Filtering rows

In the previous page we learned how select, derive, and join change the columns of a table.

Now we will explore how to manipulate the rows of a table using filter and take.

filter transform

The filter transform picks rows to pass through based on their values:

  1. from invoices
  2. filter billing_city == "Berlin"

The resulting table contains all the rows that came from Berlin.

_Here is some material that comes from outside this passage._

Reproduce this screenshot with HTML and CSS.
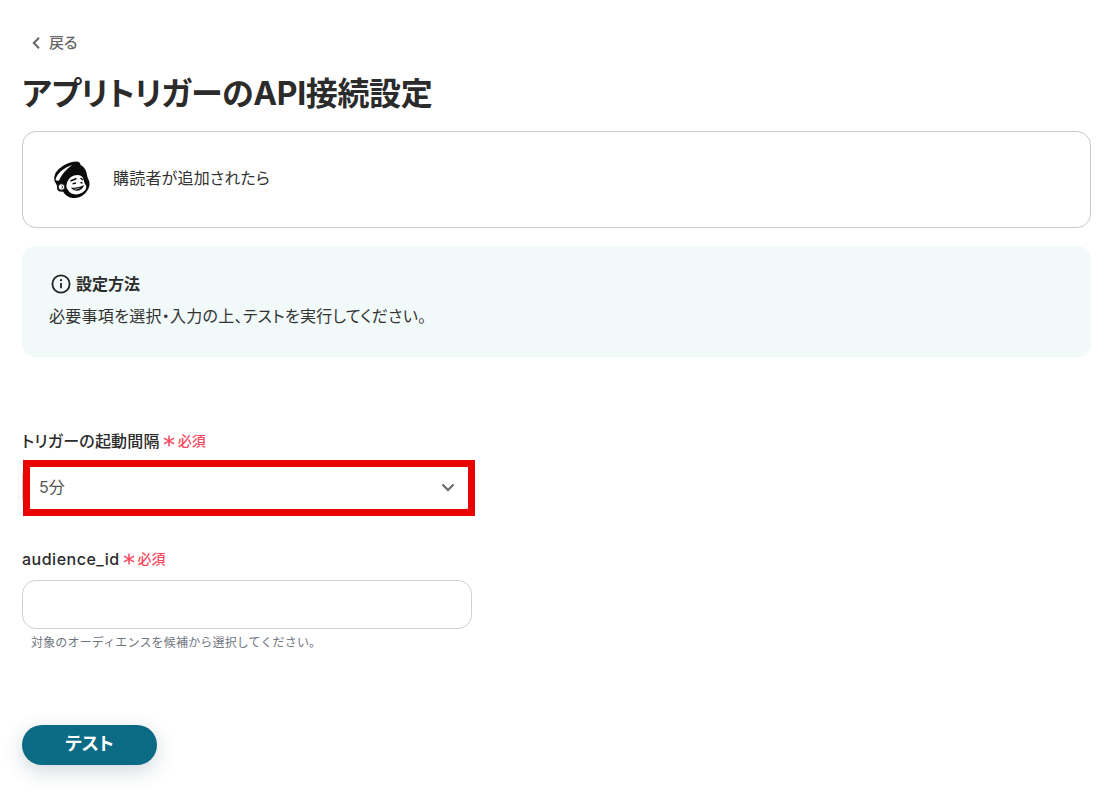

PRQL converts the single filter transform to use the appropriate SQL WHERE or HAVING command, depending on where it appears in the pipeline.

take transform

The take transform picks rows to pass through based on their position within the table. The set of rows picked can be specified in two ways:

  • a plain number x, which will pick the first x rows, or
  • an inclusive range of rows start..end.
  1. from invoices
  2. take 4
  1. from invoices
  2. take 4..7

Of course, it is possible combine all these transforms into a single pipeline:

  1. from invoices
  2. # retain only rows for orders from Berlin
  3. filter billing_city == "Berlin"
  4. # skip first 10 rows and take the next 10
  5. take 11..20
  6. # take only first 3 rows of *that* result
  7. take 3

We did something a bit odd at the end: first we took rows 11..20 and then took the first 3 rows from that result.

Note

Note that a single transform take 11..13 would have produced the same SQL. The example serves an example of how PRQL allows fast data exploration by “stacking” transforms in the pipeline, reducing the cognitive burden of how a new transform with the previous query.